Hasta que las velas no ardan

Hasta que las velas no ardan

HASTA QUE LAS VELAS NO ARDAN

Escribir, tan solo escribir, tan simple como eso. De noche, cansado de la labor diaria. Decir el alma con un teclado y verla en una pantalla, como estoy haciendo ahora; o con el bolígrafo en un papel, o mejor con el lápiz, ya pequeño, gastado de tanto sacarle punta. Tan simple como eso: el fin restaurador de un día cualquiera. Y cuando el cansancio de los ojos primero y de todo el ser después silencien el tac, tac, tac de mis letras o hayan agotado el lápiz y ya no encuentre el sacapuntas, todavía seguirán despiertos los pensamientos; y cuando “las velas no ardan”, ya entrado en sueño, nada podrá impedir que acceda al universo de los sentimientos y los pensamientos olvidados, simples y cotidianos, restos del día, como dicen, pero que por sí solos tejen historias, inesperadas, inexplicables.

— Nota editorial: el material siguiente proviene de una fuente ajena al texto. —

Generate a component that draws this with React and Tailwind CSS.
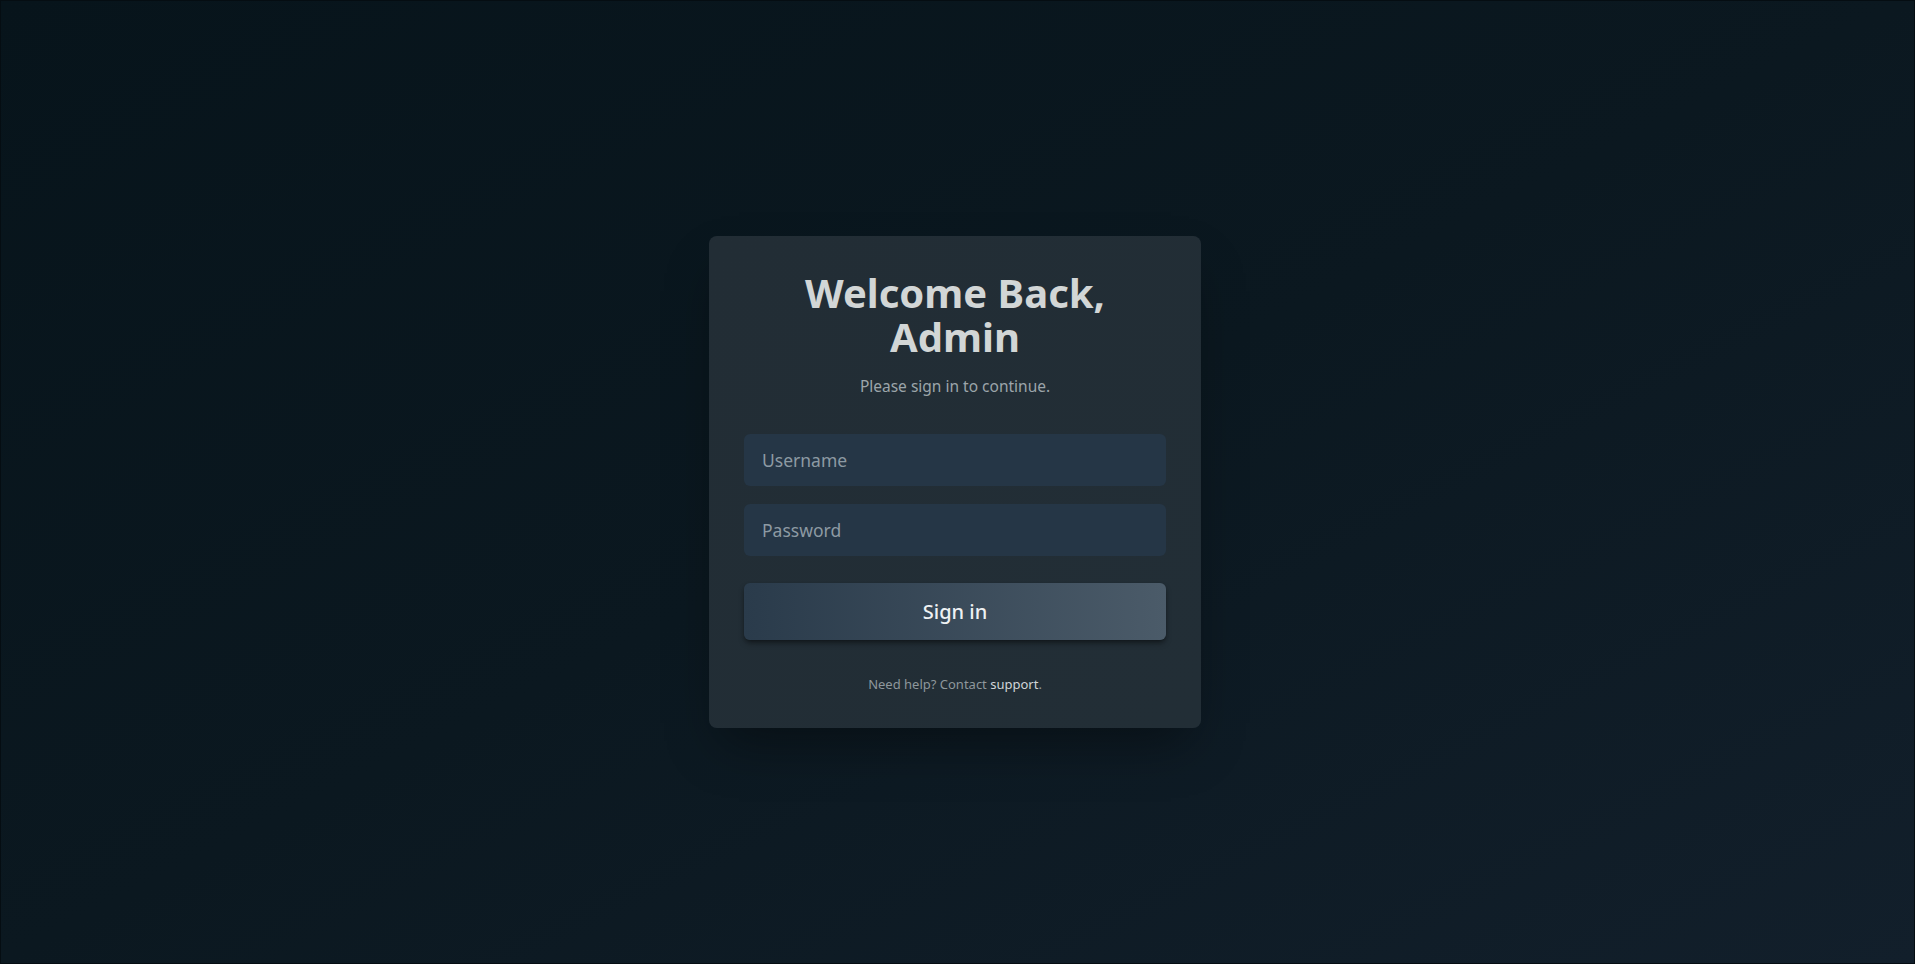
const App = () => {
  return (
    <main
      className="w-full h-screen flex items-center justify-center pr-[5px] border border-[#050d12] bg-gradient-to-br from-[#07141b] via-[#0b1820] to-[#121f2b]"
      style={{ fontFamily: '"Noto Sans", "Open Sans", sans-serif' }}
    >
      <section className="w-[492px] rounded-lg bg-gradient-to-br from-[#222d35] to-[#222e36] shadow-2xl shadow-black/40 px-[35px] pt-[35px] pb-[34px] text-center">
        <h1 className="text-[40px] leading-[1.1] font-bold text-[#d2d6d6]">
          Welcome Back,
          <br />
          Admin
        </h1>
        <p className="mt-[15px] text-[15.5px] leading-6 text-[#9ca5aa]">
          Please sign in to continue.
        </p>

        <form className="mt-[36px] flex flex-col" onSubmit={(e) => e.preventDefault()}>
          <input
            type="text"
            placeholder="Username"
            className="h-[52px] w-full rounded-md bg-[#253646] px-[18px] text-[17.5px] text-[#d2d6d6] placeholder:text-[#8d9aa3] outline-none"
          />
          <input
            type="password"
            placeholder="Password"
            className="mt-[18px] h-[52px] w-full rounded-md bg-[#253646] px-[18px] text-[17.5px] text-[#d2d6d6] placeholder:text-[#8d9aa3] outline-none"
          />
          <button
            type="submit"
            className="mt-[27px] h-[57px] w-full rounded-md bg-gradient-to-r from-[#2a3b4b] to-[#4b5b69] text-[20px] font-medium text-[#eef1f3] shadow-md shadow-black/40"
          >
            Sign in
          </button>
        </form>

        <p className="mt-[34px] text-[13px] leading-5 text-[#8e979c]">
          Need help? Contact <a href="#" className="text-[#d0d5d8]">support</a>.
        </p>
      </section>
    </main>
  );
};

export default App;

Y al otro día con las primeras luces o a veces un poco antes, volverá la lluvia tibia de la ducha, la afeitadora, el cepillo dental, después el café cortado y las llaves del auto: el inefable universo de mi día ordinario. Volveré a mi tarea de remediar padecimientos en personas pacientes y cansadas, casi todo el día; y luego, pleno de sus alivios o sus penas, y de mis sueños, volveré al tac, tac, tac de mi espíritu, otra vez, “hasta que las velas no ardan”. Mirar, escuchar, leer, sentir, pensar, soñar y escribir: vivir, de eso se trata; tan simple como eso.